Regardless of whether the time for automatic discovery has lapsed, under the obligations imposed by Brady, Giglio and CPL Art. 245, when the People come into possession of impeachment evidence of prosecution witnesses that relates to the subject matter of the case, they must disclose it. Failure to do so may incur one of the many enumerated sanctions of CPL §245.80, which does not include striking a statement of readiness.

Lastly, the court acknowledges that other courts of concurrent jurisdiction have issued rulings suggesting CPL §245.20(1)(k) material is automatically discoverable, thereby requiring disclosure before trial readiness can be announced.

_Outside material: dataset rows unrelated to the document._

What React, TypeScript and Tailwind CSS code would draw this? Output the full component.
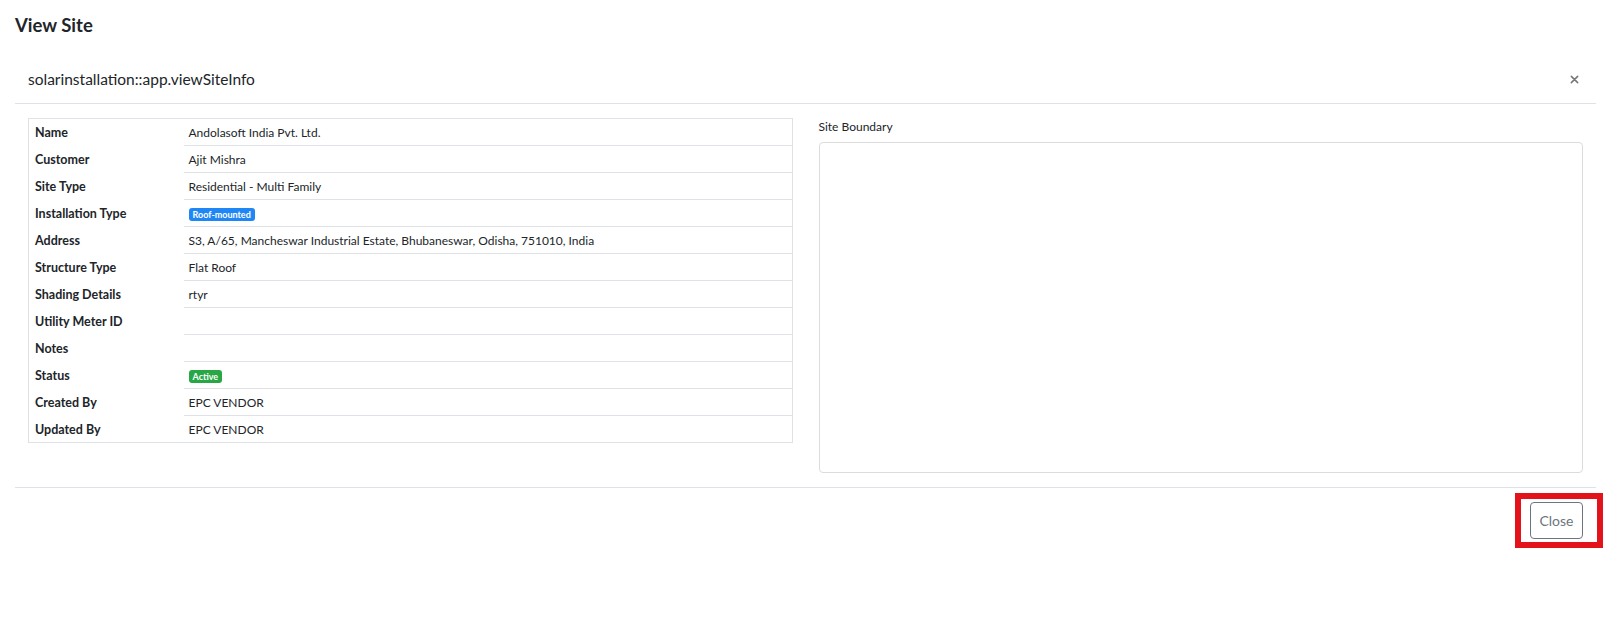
import React from 'react';

type Row = { label: string; value?: string; badge?: 'blue' | 'green' };

const rows: Row[] = [
  { label: 'Name', value: 'Andolasoft India Pvt. Ltd.' },
  { label: 'Customer', value: 'Ajit Mishra' },
  { label: 'Site Type', value: 'Residential - Multi Family' },
  { label: 'Installation Type', value: 'Roof-mounted', badge: 'blue' },
  { label: 'Address', value: 'S3, A/65, Mancheswar Industrial Estate, Bhubaneswar, Odisha, 751010, India' },
  { label: 'Structure Type', value: 'Flat Roof' },
  { label: 'Shading Details', value: 'rtyr' },
  { label: 'Utility Meter ID' },
  { label: 'Notes' },
  { label: 'Status', value: 'Active', badge: 'green' },
  { label: 'Created By', value: 'EPC VENDOR' },
  { label: 'Updated By', value: 'EPC VENDOR' },
];

function Badge({ text, tone }: { text: string; tone: 'blue' | 'green' }) {
  return (
    <span
      className={
        'inline-flex h-[13px] items-center rounded-[3px] px-[4px] text-[9px] font-bold leading-none text-white ' +
        (tone === 'blue' ? 'bg-[#1f87f5]' : 'bg-[#28a745]')
      }
    >
      {text}
    </span>
  );
}

export default function App() {
  return (
    <div className="min-h-[627px] w-full bg-white text-[#212529] font-['Lato',sans-serif]">
      <div className="px-[15px] pt-[13px] text-[18.5px] font-bold leading-[24px]">View Site</div>

      <div className="mx-[15px] mt-[15px]">
        {/* modal header */}
        <div className="flex h-[52px] items-center justify-between border-b border-[#dee2e6] pl-[13px] pr-[17px] pt-[3px]">
          <h5 className="text-[15.5px] leading-[22px]">solarinstallation::app.viewSiteInfo</h5>
          <button className="text-[#777]">
            <svg width="9" height="9" viewBox="0 0 10 10" stroke="currentColor" strokeWidth="1.7" strokeLinecap="round">
              <path d="M1.5 1.5l7 7M8.5 1.5l-7 7" />
            </svg>
          </button>
        </div>

        {/* modal body */}
        <div className="grid grid-cols-2 gap-[26px] px-[13px] pb-[14px] pt-[13px]">
          <div>
            <table className="mt-[1px] w-full border-collapse border border-[#dee2e6] text-[12px]">
              <tbody>
                {rows.map((row, i) => (
                  <tr key={row.label} className="h-[27px]">
                    <th className="w-[155px] pl-[6px] pt-[3px] text-left align-middle text-[12.5px] font-bold">
                      {row.label}
                    </th>
                    <td
                      className={
                        'pl-[5px] pt-[1px] align-middle ' + (i < rows.length - 1 ? 'border-b border-[#dee2e6]' : '')
                      }
                    >
                      {row.badge && row.value ? <Badge text={row.value} tone={row.badge} /> : row.value}
                    </td>
                  </tr>
                ))}
              </tbody>
            </table>
          </div>

          <div>
            <div className="mb-[6px] pt-[1px] text-[12px] leading-[18px]">Site Boundary</div>
            <div className="h-[331px] rounded-[4px] border border-[#dcdcdc]" />
          </div>
        </div>

        {/* modal footer */}
        <div className="flex justify-end border-t border-[#dee2e6] pr-[13px] pt-[14px]">
          <div className="relative">
            <button className="h-[37px] w-[53px] rounded-[4px] border border-[#6c757d] text-[14px] text-[#6c757d]">
              Close
            </button>
            <div className="pointer-events-none absolute -bottom-[9px] -left-[15px] -right-[20px] -top-[9px] border-[6px] border-[#e3131b]" />
          </div>
        </div>
      </div>
    </div>
  );
}
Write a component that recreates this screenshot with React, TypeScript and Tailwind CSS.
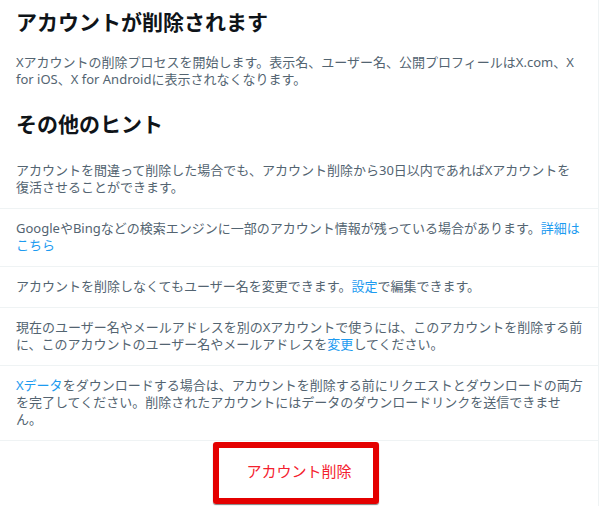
import React from "react";

const Link = ({ children }: { children: React.ReactNode }) => (
  <span className="text-[#1d9bf0]">{children}</span>
);

export default function App() {
  const items: React.ReactNode[] = [
    <>
      アカウントを間違って削除した場合でも、アカウント削除から30日以内であればXアカウントを
      <br />
      復活させることができます。
    </>,
    <>
      GoogleやBingなどの検索エンジンに一部のアカウント情報が残っている場合があります。<Link>詳細は<br />こちら</Link>
    </>,
    <>
      アカウントを削除しなくてもユーザー名を変更できます。<Link>設定</Link>で編集できます。
    </>,
    <>
      現在のユーザー名やメールアドレスを別のXアカウントで使うには、このアカウントを削除する前
      <br />
      に、このアカウントのユーザー名やメールアドレスを<Link>変更</Link>してください。
    </>,
    <>
      <Link>Xデータ</Link>をダウンロードする場合は、アカウントを削除する前にリクエストとダウンロードの両方
      <br />
      を完了してください。削除されたアカウントにはデータのダウンロードリンクを送信できませ
      <br />
      ん。
    </>,
  ];
  return (
    <div className="min-h-[506px] bg-white font-['Noto_Sans','Noto_Sans_CJK_JP',sans-serif]">
      <div className="w-[599px] min-h-[506px] border-r border-[#eff3f4]">
        <h2 className="px-4 pt-2 text-[21px] leading-[28px] font-bold text-[#0f1419]">
          アカウントが削除されます
        </h2>
        <p className="pl-4 pr-[4px] pt-[18px] pb-[22px] text-[13px] leading-[17px] text-[#536471]">
          Xアカウントの削除プロセスを開始します。表示名、ユーザー名、公開プロフィールはX.com、X
          <br />
          for iOS、X for Androidに表示されなくなります。
        </p>
        <h2 className="px-4 text-[21px] leading-[28px] font-bold text-[#0f1419]">
          その他のヒント
        </h2>
        <div className="pt-[24px]">
          {items.map((it, i) => (
            <div
              key={i}
              className={`pl-4 pr-[4px] border-b border-[#eff3f4] text-[13px] leading-[17px] text-[#536471] ${
                i === 0 ? "pt-0 pb-[11.5px]" : "py-[11.5px]"
              }`}
            >
              {it}
            </div>
          ))}
        </div>
        <div className="relative flex h-[62px] items-center justify-center">
          <span className="text-[15px] text-[#f4212e]">アカウント削除</span>
          <div className="absolute left-[213px] top-[1px] h-[62px] w-[166px] rounded-[3px] border-[6px] border-[#e40000] shadow-[0_1px_1px_rgba(0,0,0,0.5)]" />
        </div>
      </div>
    </div>
  );
}
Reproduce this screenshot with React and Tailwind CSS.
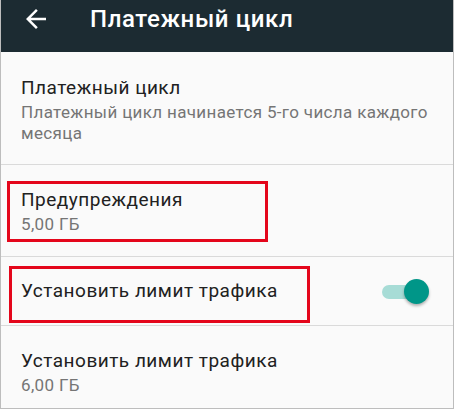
import React from "react";

const font = { fontFamily: "Roboto, 'Noto Sans', sans-serif" };

function Row({ title, sub, children, className = "" }) {
  return (
    <div className={`flex items-center border-b border-[#dadada] pl-[20px] pr-[24px] ${className}`}>
      <div className="flex-1">
        <div className="text-[19px] leading-[24px] tracking-[0.5px] text-[#212121]">{title}</div>
        {sub && (
          <div className="mt-[2px] whitespace-nowrap text-[17px] leading-[21px] tracking-[0.35px] text-[#757575]">{sub}</div>
        )}
      </div>
      {children}
    </div>
  );
}

export default function App() {
  return (
    <div className="relative h-[409px] w-[454px] overflow-hidden border-x border-b border-[#bdbdbd] bg-[#fafafa]" style={font}>
      <div className="flex h-[52px] items-start bg-[#1c2b32] pt-[3px]">
        <svg viewBox="0 0 24 24" className="ml-[20px] mt-[1px] h-[30px] w-[30px]" fill="#ffffff">
          <path d="M20 11H7.83l5.59-5.59L12 4l-8 8 8 8 1.41-1.41L7.83 13H20v-2z" />
        </svg>
        <div className="ml-[39px] text-[24px] font-medium leading-[32px] tracking-[0.6px] text-white">Платежный цикл</div>
      </div>
      <Row
        title="Платежный цикл"
        sub={<>Платежный цикл начинается 5-го числа каждого<br />месяца</>}
        className="pt-[24px] pb-[20px]"
      />
      <Row title="Предупреждения" sub="5,00 ГБ" className="pt-[23px] pb-[21px]" />
      <Row title="Установить лимит трафика" className="h-[69px]">
        <div className="flex items-center pt-[1px]">
          <div className="h-[14px] w-[38px] rounded-full bg-[#a7dcd6]" />
          <div className="-ml-[16px] h-[25px] w-[25px] rounded-full bg-[#009688] shadow-[0_2px_3px_rgba(0,0,0,0.3)]" />
        </div>
      </Row>
      <Row title="Установить лимит трафика" sub="6,00 ГБ" className="border-b-0 pt-[23px]" />

      <div className="absolute left-[6px] top-[181px] h-[61px] w-[261px] border-[3px] border-[#e4061b]" />
      <div className="absolute left-[8px] top-[266px] h-[57px] w-[301px] border-[3px] border-[#e4061b]" />
    </div>
  );
}
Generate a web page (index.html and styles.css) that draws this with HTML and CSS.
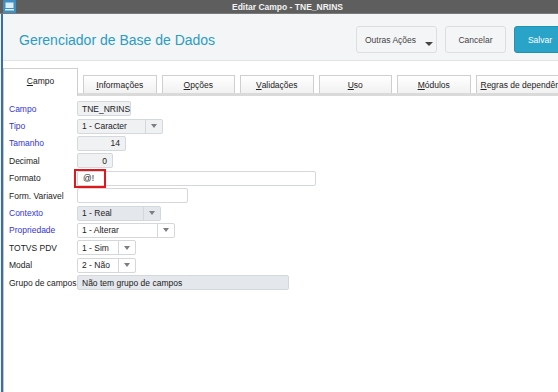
FILE: index.html
```html
<!DOCTYPE html>
<html lang="pt-BR">
<head>
    <meta charset="UTF-8">
    <title>Editar Campo - TNE_NRINS</title>
    <link rel="stylesheet" href="styles.css">
</head>
<body>
    <div class="titlebar">
        <span class="app-icon">
            <svg width="13" height="13" viewBox="0 0 13 13">
                <rect x="0" y="0" width="13" height="13" rx="1" fill="#3f8fc0"/>
                <rect x="2.5" y="2.5" width="8" height="5.5" fill="#d9eef8"/>
                <rect x="2" y="9" width="9" height="1.5" fill="#d9eef8"/>
            </svg>
        </span>
        <span class="window-title">Editar Campo - TNE_NRINS</span>
    </div>

    <div class="window">
        <div class="header">
            <h1>Gerenciador de Base de Dados</h1>
            <div class="actions">
                <button class="btn btn-more">Outras Ações<span class="caret"></span></button>
                <button class="btn">Cancelar</button>
                <button class="btn btn-primary">Salvar</button>
            </div>
        </div>

        <div class="tabs">
            <div class="tab active"><u>C</u>ampo</div>
            <div class="tab"><u>I</u>nformações</div>
            <div class="tab"><u>O</u>pções</div>
            <div class="tab"><u>V</u>alidações</div>
            <div class="tab"><u>U</u>so</div>
            <div class="tab"><u>M</u>ódulos</div>
            <div class="tab tab-cut"><u>R</u>egras de dependência</div>
        </div>

        <div class="panel">
            <div class="form">
                <label class="req">Campo</label>
                <div class="field"><div class="box readonly w-campo">TNE_NRINS</div></div>

                <label class="req">Tipo</label>
                <div class="field"><div class="box select readonly w-tipo"><span>1 - Caracter</span><i class="arrow"></i></div></div>

                <label class="req">Tamanho</label>
                <div class="field"><div class="box readonly num w-tam">14</div></div>

                <label>Decimal</label>
                <div class="field"><div class="box readonly num w-dec">0</div></div>

                <label>Formato</label>
                <div class="field">
                    <div class="box w-formato">@!</div>
                    <div class="highlight"></div>
                </div>

                <label>Form. Variavel</label>
                <div class="field"><div class="box w-formvar"></div></div>

                <label class="req">Contexto</label>
                <div class="field"><div class="box select disabled w-contexto"><span>1 - Real</span><i class="arrow"></i></div></div>

                <label class="req">Propriedade</label>
                <div class="field"><div class="box select w-prop"><span>1 - Alterar</span><i class="arrow"></i></div></div>

                <label>TOTVS PDV</label>
                <div class="field"><div class="box select w-small"><span>1 - Sim</span><i class="arrow"></i></div></div>

                <label>Modal</label>
                <div class="field"><div class="box select w-small"><span>2 - Não</span><i class="arrow"></i></div></div>

                <label>Grupo de campos</label>
                <div class="field"><div class="box disabled w-grupo">Não tem grupo de campos</div></div>
            </div>
        </div>
    </div>
</body>
</html>
```

FILE: styles.css
```css
* {
    box-sizing: border-box;
    margin: 0;
    padding: 0;
}

body {
    font-family: "Liberation Sans", Arial, sans-serif;
    font-size: 8.5px;
    color: #222;
    background-color: #eef0f2;
    width: 558px;
    height: 392px;
    overflow: hidden;
}

/* Window title bar */
.titlebar {
    height: 14px;
    background-color: #5e5e5e;
    border-bottom: 1px solid #7a7a7a;
    display: flex;
    align-items: center;
}

.app-icon {
    margin-left: 3px;
    display: flex;
    align-self: flex-start;
}

.window-title {
    margin-left: 216px;
    color: #f2f2f2;
    font-weight: bold;
    font-size: 8.5px;
}

.window {
    margin-left: 1px;
    border-left: 2px solid #3d6ea3;
    height: 378px;
    background-color: #fff;
}

/* Header with actions */
.header {
    height: 47px;
    background-color: #f3f5f6;
    border-bottom: 1px solid #e0e3e5;
    display: flex;
    align-items: flex-start;
    padding-left: 16px;
}

.header h1 {
    font-size: 14px;
    font-weight: normal;
    color: #2b9cc5;
    margin-top: 18px;
}

.actions {
    margin-left: auto;
    margin-right: -8px;
    margin-top: 12px;
    display: flex;
    gap: 8px;
}

.btn {
    font-family: inherit;
    font-size: 8.5px;
    color: #444;
    height: 27px;
    border: 1px solid #dcdfe2;
    border-radius: 3px;
    background-color: #f4f5f6;
    width: 61px;
    flex-shrink: 0;
}

.btn-more {
    width: 81px;
    position: relative;
    padding-right: 12px;
}

.caret {
    position: absolute;
    right: 3px;
    bottom: 6px;
    border-left: 4px solid transparent;
    border-right: 4px solid transparent;
    border-top: 4px solid #444;
}

.btn-primary {
    width: 52px;
    background-color: #2aa3c9;
    border-color: #2192b6;
    color: #fff;
}

/* Tabs */
.tabs {
    display: flex;
    align-items: flex-end;
    gap: 5px;
    margin-top: 4px;
    height: 31px;
    border-bottom: 3px solid #dadada;
}

.tab {
    width: 73.5px;
    height: 18px;
    flex-shrink: 0;
    border: 1px solid #cfcfcf;
    border-bottom: none;
    background: linear-gradient(#ffffff, #f1f1f1);
    display: flex;
    align-items: center;
    justify-content: center;
    color: #222;
    white-space: nowrap;
}

.tab.active {
    width: 75px;
    height: 28px;
    margin-bottom: -3px;
    background: #fff;
    align-items: flex-start;
    padding-top: 7px;
    position: relative;
    border-left-color: #c8c8c8;
}

.tab-cut {
    width: 90px;
    justify-content: flex-start;
    padding-left: 4px;
    overflow: hidden;
}

/* Form panel */
.panel {
    border-left: 1px solid #c8c8c8;
    border-bottom: 1px solid #cdcdcd;
    height: 297px;
    padding: 4px 0 0 5px;
}

.form {
    display: grid;
    grid-template-columns: 68px auto;
    grid-auto-rows: 17.4px;
    align-items: center;
}

.form label {
    white-space: nowrap;
    color: #222;
}

.form label.req {
    color: #3535d0;
}

.field {
    position: relative;
    display: flex;
    align-items: center;
    height: 100%;
}

.box {
    height: 15px;
    border: 1px solid #d3d8dc;
    border-radius: 2px;
    background-color: #fff;
    padding: 0 4px;
    display: flex;
    align-items: center;
    white-space: nowrap;
    color: #222;
}

.box.readonly {
    background-color: #eff1f3;
}

.box.disabled {
    background-color: #e4e7eb;
}

.box.num {
    justify-content: flex-end;
    padding-right: 5px;
}

.box.select {
    padding-right: 0;
}

.box.select span {
    flex-grow: 1;
}

.arrow {
    width: 17px;
    height: 100%;
    border-left: 1px solid #d3d8dc;
    display: flex;
    align-items: center;
    justify-content: center;
}

.arrow::after {
    content: "";
    border-left: 3px solid transparent;
    border-right: 3px solid transparent;
    border-top: 4px solid #7a7f85;
}

.w-campo { width: 54px; }
.w-tipo { width: 86px; }
.w-tam { width: 49px; }
.w-dec { width: 36px; }
.w-formato { width: 239px; padding-left: 5px; }
.w-formvar { width: 111px; }
.w-contexto { width: 84px; }
.w-prop { width: 98px; }
.w-small { width: 59px; }
.w-grupo { width: 212px; }

/* Red highlight over the Formato value */
.highlight {
    position: absolute;
    left: -3px;
    top: -1px;
    width: 32px;
    height: 19px;
    border: 2px solid #e2171c;
}
```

For the reasons stated above, this court declines to follow those decisions.



CONCLUSION

Accordingly, upon consideration of the defendants' motions, the People's response, the oral arguments made and due deliberation having been had thereon, it is hereby

Ordered, that defendants' motion is denied in all respects; and it is further,

Ordered, that the People's declaration of readiness on February 26, 2020 was valid and remains so.

This decision shall constitute the Order of the Court in this matter and no further Order [*4]shall be required.